**Exercise prompt**
Search the material and gather each line with "this" in it.

<<<<

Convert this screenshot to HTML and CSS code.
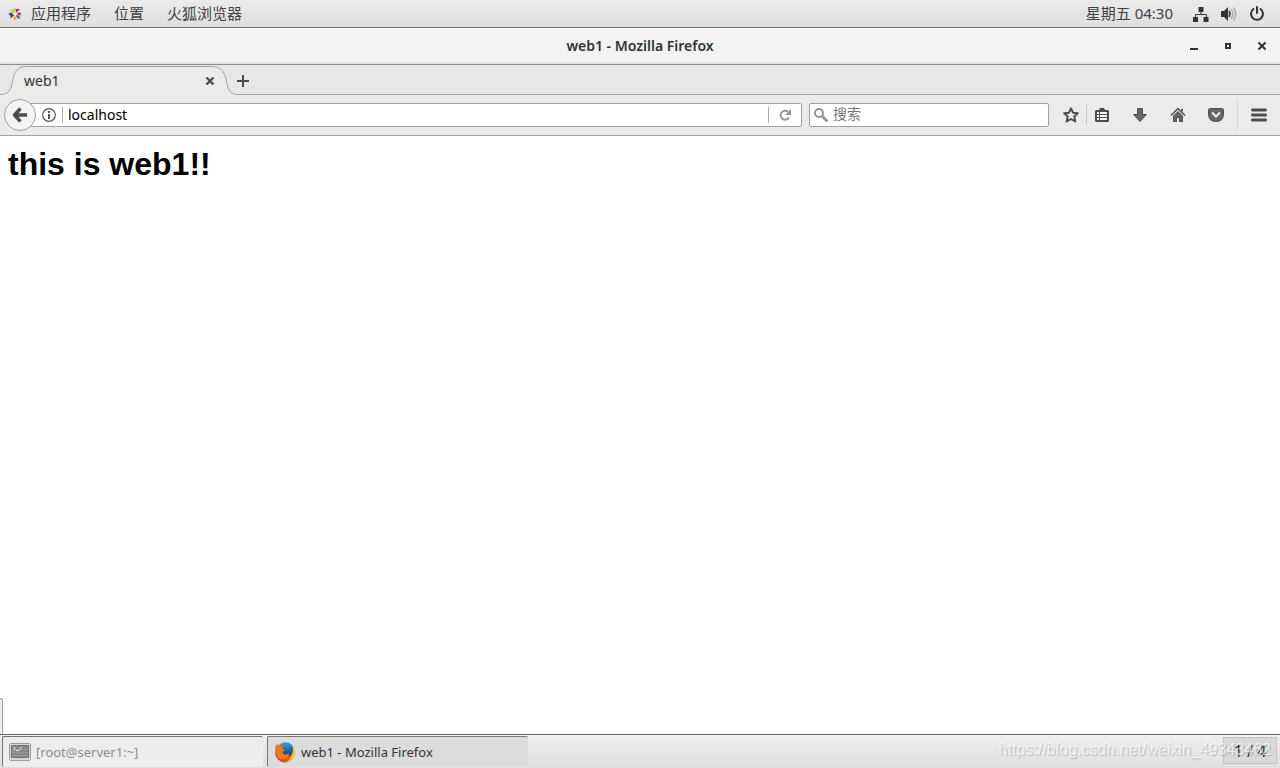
FILE: index.html
```html
<!DOCTYPE html>
<html lang="zh-CN">
<head>
<meta charset="utf-8">
<title>web1 - Mozilla Firefox</title>
<link rel="stylesheet" href="styles.css">
</head>
<body class="desktop">
<header class="panel">
  <nav class="panel-menu">
    <button class="panel-item apps" type="button">
      <svg class="distro" width="14" height="14" viewBox="0 0 14 14" aria-hidden="true">
        <path fill="#a9cf45" d="M2.500 2.500h4v4z"/><path fill="#b5d65c" d="M7 .5l2 2-2 3-2-3z"/>
        <path fill="#93337f" d="M8 2h4L8 6z"/><path fill="#a0458e" d="M13.500 7l-2 2-3-2 3-2z"/>
        <path fill="#e9a53a" d="M8 8l4 0v4z"/><path fill="#efb04a" d="M7 13.500l-2-2 2-3 2 3z"/>
        <path fill="#3b3a86" d="M2.500 11.500V8l4 0z"/><path fill="#6a3b93" d="M.5 7l2-2 3 2-3 2z"/>
        <path fill="#efb04a" d="M2 3l3 3H2z"/><path fill="#3b3a86" d="M9 8l3 3-1 1-3-3z"/>
      </svg>
      <span class="panel-text">应用程序</span>
    </button>
    <button class="panel-item panel-text" type="button">位置</button>
    <button class="panel-item panel-text" type="button">火狐浏览器</button>
  </nav>
  <div class="status">
    <button class="clock panel-text" type="button">星期五 04:30</button>
    <button class="status-icon" type="button" aria-label="网络">
      <svg width="16" height="16" viewBox="0 0 16 16"><path fill="#2e3436" d="M5.500 1h5v5h-5zM0 11h5v5H0zM10.500 11h5v5h-5z"/><path fill="none" stroke="#2e3436" d="M8 6v2.500M2.500 11V8.500h11V11"/></svg>
    </button>
    <button class="status-icon" type="button" aria-label="音量">
      <svg width="16" height="16" viewBox="0 0 16 16"><path fill="#2e3436" d="M0 5h3l4-4v14l-4-4H0z"/><path fill="none" stroke="#2e3436" stroke-width="1.500" d="M8 5q2 3 0 6"/><path fill="none" stroke="#a7a9aa" stroke-width="1.500" d="M10 3q4 5 0 10M12.500 1.500q4.500 6.500 0 13"/></svg>
    </button>
    <button class="status-icon" type="button" aria-label="电源">
      <svg width="16" height="16" viewBox="0 0 16 16"><path fill="none" stroke="#2e3436" stroke-width="2" stroke-linecap="round" d="M4.500 3a6 6 0 1 0 7 0M8 1v6"/></svg>
    </button>
  </div>
</header>

<main class="window">
  <div class="titlebar">
    <span class="window-title">web1 - Mozilla Firefox</span>
    <div class="window-buttons">
      <button type="button" aria-label="最小化"><svg width="10" height="10" viewBox="0 0 10 10"><path fill="#2e3436" d="M1 7h8v2H1z"/></svg></button>
      <button type="button" aria-label="最大化"><svg width="10" height="10" viewBox="0 0 10 10"><path fill="none" stroke="#2e3436" stroke-width="2" d="M3 3h4v4H3z"/></svg></button>
      <button type="button" aria-label="关闭"><svg width="10" height="10" viewBox="0 0 10 10"><path fill="none" stroke="#2e3436" stroke-width="2" d="M1.500 1.500l7 7M8.500 1.500l-7 7"/></svg></button>
    </div>
  </div>

  <div class="tabs">
    <div class="tab">
      <svg class="tab-shape" width="238" height="31" viewBox="0 0 238 31" aria-hidden="true"><path fill="#ebebea" d="M0 29.500C10 29.500 11 24 13 14C15 4 20 1.500 27 1.500H211C219 1.500 224 5 226 14C228 25 230 29.500 238 29.500V31H0z"/><path fill="none" stroke="#a0a5aa" d="M0 29.500C10 29.500 11 24 13 14C15 4 20 1.500 27 1.500H211C219 1.500 224 5 226 14C228 25 230 29.500 238 29.500"/></svg>
      <span class="tab-label">web1</span>
      <button class="tab-close" type="button" aria-label="关闭标签页"><svg width="10" height="10" viewBox="0 0 10 10"><path fill="none" stroke="#4c4c4c" stroke-width="2.400" d="M1.500 1.500l7 7M8.500 1.500l-7 7"/></svg></button>
    </div>
    <button class="new-tab" type="button" aria-label="新建标签页"><svg width="12" height="12" viewBox="0 0 12 12"><path fill="#4c4c4c" d="M5 0h2v5h5v2H7v5H5V7H0V5h5z"/></svg></button>
  </div>

  <div class="toolbar">
    <button class="back" type="button" aria-label="后退"><svg width="16" height="16" viewBox="0 0 16 16"><path fill="none" stroke="#4c4c4c" stroke-width="3.400" stroke-linejoin="round" d="M8.500 1.500L2.500 8l6 6.500M3 8h12"/></svg></button>
    <div class="address">
      <svg width="14" height="14" viewBox="0 0 14 14" aria-hidden="true"><circle cx="7" cy="7" r="6.300" fill="none" stroke="#555" stroke-width="1.200"/><path fill="#555" d="M6 3h2v2H6zM6 6h2v5H6z"/></svg>
      <span class="rule"></span>
      <input class="url" type="text" value="localhost" aria-label="地址">
      <span class="rule"></span>
      <button class="reload" type="button" aria-label="刷新"><svg width="12" height="12" viewBox="0 0 12 12"><path fill="none" stroke="#8a98a8" stroke-width="2" d="M9 2.700A4.500 4.500 0 1 0 10 8.500"/><path fill="#8a98a8" d="M12 0v6H6z"/></svg></button>
    </div>
    <div class="search">
      <svg width="14" height="14" viewBox="0 0 14 14" aria-hidden="true"><circle cx="5" cy="5" r="4" fill="none" stroke="#939393" stroke-width="2"/><path stroke="#939393" stroke-width="3" stroke-linecap="round" d="M9 9l3.500 3.500"/></svg>
      <input class="query" type="text" placeholder="搜索" aria-label="搜索">
    </div>
    <div class="tools">
      <button class="tool star" type="button" aria-label="加入书签"><svg width="16" height="16" viewBox="0 0 16 16"><path fill="none" stroke="#4c4c4c" stroke-width="2" stroke-linejoin="round" d="M8 1.300l2 4.400 4.800.5-3.500 3.300 1 5L8 12l-4.300 2.500 1-5L1.200 6.200 6 5.700z"/></svg></button>
      <button class="tool list" type="button" aria-label="书签"><svg width="16" height="16" viewBox="0 0 16 16"><path fill="#4c4c4c" d="M5 3l1-2h4l1 2h3l1 1v10l-1 1H2l-1-1V4l1-1z"/><path fill="#f1f1f0" d="M3 5h2v2H3zM6 5h7v2H6zM3 8h2v2H3zM6 8h7v2H6zM3 11h2v2H3zM6 11h7v2H6z"/></svg></button>
      <button class="tool" type="button" aria-label="下载"><svg width="16" height="16" viewBox="0 0 16 16"><path fill="#666" stroke="#4c4c4c" stroke-linejoin="round" d="M5.500 1.500h5v6h4L8 14.500 1.500 7.500h4z"/></svg></button>
      <button class="tool" type="button" aria-label="主页"><svg width="16" height="16" viewBox="0 0 16 16"><path fill="none" stroke="#4c4c4c" stroke-width="1.500" d="M1 8.500l7-7 7 7"/><path fill="#4c4c4c" d="M11 2h2v3l-2-2z"/><path fill="#666" stroke="#4c4c4c" d="M3.500 9L8 4.500 12.500 9v5.500h-3v-4h-3v4h-3z"/></svg></button>
      <button class="tool" type="button" aria-label="Pocket"><svg width="16" height="16" viewBox="0 0 16 16"><path fill="#666" stroke="#4c4c4c" d="M.5 2.500l1-1h13l1 1V7q0 7.500-7.500 7.500T.5 7z"/><path fill="none" stroke="#f1f1f0" stroke-width="2" d="M4 5.500l4 4 4-4"/></svg></button>
      <button class="tool menu" type="button" aria-label="菜单"><svg width="16" height="16" viewBox="0 0 16 16"><path stroke="#4c4c4c" stroke-width="2.800" stroke-linecap="round" d="M1.400 3h13.200M1.400 8h13.200M1.400 13h13.200"/></svg></button>
    </div>
  </div>

  <article class="page">
    <h1 class="page-heading">this is web1!!</h1>
    <span class="edge-tray"></span>
  </article>
</main>

<footer class="taskbar">
  <button class="task minimized" type="button">
    <svg width="22" height="20" viewBox="0 0 22 20" aria-hidden="true"><rect x=".5" y="1.500" width="21" height="17" rx="1" fill="#d6d6d5" stroke="#9a9c9a"/><path fill="#858b89" stroke="#6f7573" d="M2.500 3.500h17v12h-17z"/><path stroke="#959a98" d="M3 7.500h16M3 10.500h16M3 13.500h16"/><path fill="none" stroke="#e8e8e8" d="M4.500 5l2 1.500-2 1.500M7 8.500h3M10.500 8l2-3"/></svg>
    <span>[root@server1:~]</span>
  </button>
  <button class="task active" type="button">
    <svg width="22" height="22" viewBox="0 0 22 22" aria-hidden="true">
      <defs><linearGradient id="fox" x1="0" y1="1" x2="1" y2="0"><stop offset="0" stop-color="#c9301c"/><stop offset=".5" stop-color="#ea641b"/><stop offset="1" stop-color="#fbd43b"/></linearGradient><linearGradient id="globe" x2="0" y2="1"><stop stop-color="#38a4dc"/><stop offset="1" stop-color="#123570"/></linearGradient></defs>
      <circle cx="11" cy="11.500" r="10" fill="url(#fox)"/>
      <circle cx="12" cy="8.500" r="7.300" fill="url(#globe)"/>
      <path fill="#ee7a20" d="M1 9q0-4 2-6l2.500 2.500q2-1 4-.5L8 7.500 11 9l-2.500 2 .5 1.500q3 2 6-.5 0 4-4 6-6 1-8-3-2-3-2-6z"/>
      <path fill="#fbc52d" d="M18.500 4q4 5 2 11-3 6-9 6.500 6-3.500 7-8.500 1-5 0-9z"/>
    </svg>
    <span>web1 - Mozilla Firefox</span>
  </button>
  <button class="workspace" type="button">1 / 4</button>
  <span class="watermark">https://blog.csdn.net/weixin_49343462</span>
</footer>
</body>
</html>
```
FILE: styles.css
```css
* { box-sizing: border-box; }

button, input {
  margin: 0;
  padding: 0;
  border: 0;
  background: none;
  color: inherit;
  font: inherit;
}

button {
  display: flex;
  align-items: center;
  justify-content: center;
}

svg { display: block; flex: none; }

.desktop {
  display: flex;
  flex-direction: column;
  min-height: 100vh;
  margin: 0;
  background: #fff;
  color: #2e3436;
  font: 14px/20px "Noto Sans", "Noto Sans CJK SC", sans-serif;
}

.panel {
  display: flex;
  justify-content: space-between;
  height: 28px;
  padding: 0 15px 0 8px;
  border-bottom: 1px solid #686868;
  background: linear-gradient(#ebebeb, #dfdfdf);
  font-size: 15px;
}

.panel-text { padding-bottom: 2px; color: #3c4244; }
.panel-menu, .status { display: flex; align-items: center; }
.panel-menu { gap: 23px; }
.apps { gap: 9px; }
.status { gap: 12px; }
.clock { margin-right: 8px; }

.window { display: flex; flex: 1; flex-direction: column; }

.titlebar {
  display: grid;
  grid-template-columns: 1fr auto 1fr;
  align-items: center;
  height: 37px;
  border-bottom: 1px solid #8f908e;
  background: #f3f3f3;
  box-shadow: inset 0 1px #fff, inset 0 -2px #e6e6e6;
}

.window-title { grid-column: 2; font-weight: 600; }

.window-buttons {
  display: flex;
  justify-content: flex-end;
  gap: 24px;
  padding-right: 13px;
}

.tabs {
  display: flex;
  height: 30px;
  background: #e7e7e5;
  box-shadow: inset 0 -1px #a0a3a3;
}

.tab {
  position: relative;
  display: flex;
  align-items: center;
  justify-content: space-between;
  width: 238px;
  padding: 2px 23px 0 24px;
}

.tab-shape { position: absolute; top: 0; left: 0; }
.tab-label, .tab-close { position: relative; }
.new-tab { width: 12px; margin-left: -1px; padding-top: 2px; }

.toolbar {
  display: flex;
  align-items: center;
  height: 41px;
  padding: 0 13px 0 4px;
  border-bottom: 1px solid #a0a0a0;
  background: #ebebea;
}

.back {
  z-index: 1;
  width: 32px;
  height: 32px;
  border: 1px solid #a0a0a0;
  border-radius: 50%;
  background: #f4f4f4;
}

.address, .search {
  display: flex;
  align-items: center;
  height: 24px;
  border: 1px solid #a0a0a0;
  border-radius: 2px;
  background: #fff;
  color: #000;
}

.address {
  flex: 1;
  gap: 6px;
  margin-left: -8px;
  padding: 0 6px 0 13px;
}

.url { flex: 1; min-width: 0; margin-left: -1px; outline: 0; }
.rule { width: 1px; height: 16px; background: #aaa; }
.reload { width: 20px; }

.search {
  width: 240px;
  margin-left: 7px;
  padding: 0 4px;
  gap: 5px;
}

.query { width: 100%; min-width: 0; padding-bottom: 2px; outline: 0; }
.query::placeholder { color: #777; opacity: 1; }

.tools { display: flex; align-items: center; gap: 22px; margin-left: 14px; }
.star { margin-right: -15px; }

.list {
  height: 20px;
  padding-left: 7px;
  border-left: 1px solid #c6c6c6;
}

.menu {
  height: 32px;
  margin-left: -9px;
  padding-left: 13px;
  border-left: 1px solid #d8d8d8;
}

.page {
  position: relative;
  flex: 1;
  padding: 8px;
  background: #fff;
}

.page-heading {
  margin: 0;
  color: #000;
  font: bold 32px/40px "Liberation Sans", sans-serif;
}

.edge-tray {
  position: absolute;
  bottom: 0;
  left: 0;
  width: 3px;
  height: 36px;
  border: solid #a0a0a0;
  border-width: 1px 1px 0 0;
  border-radius: 0 3px 0 0;
  background: #eee;
}

.taskbar {
  position: relative;
  display: flex;
  gap: 4px;
  height: 34px;
  padding: 1px 3px 1px 2px;
  border-top: 1px solid #686868;
  background: linear-gradient(#eee, #dfdfdf);
  font-size: 13px;
}

.task {
  flex: 0 1 261px;
  justify-content: flex-start;
  gap: 5px;
  padding-left: 6px;
  border: solid #777;
  border-width: 1px 0 0 1px;
  border-radius: 2px;
}

.minimized { background: #ededed; color: #8b8d8e; }
.active { background: #dcdcdc; }

.workspace {
  width: 54px;
  height: 27px;
  margin: 1px 0 0 auto;
  border: 1px solid #c3c3c3;
  background: #d9d9d9;
  font-size: 16px;
}

.watermark {
  position: absolute;
  top: 5px;
  right: 9px;
  color: rgba(255, 255, 255, 0.7);
  font: 16px/20px "Liberation Sans", sans-serif;
  text-shadow: 1px 1px 1px rgba(0, 0, 0, 0.2);
  pointer-events: none;
}
```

>>>>

**Task solution**
Convert this screenshot to HTML and CSS code.
    <h1 class="page-heading">this is web1!!</h1>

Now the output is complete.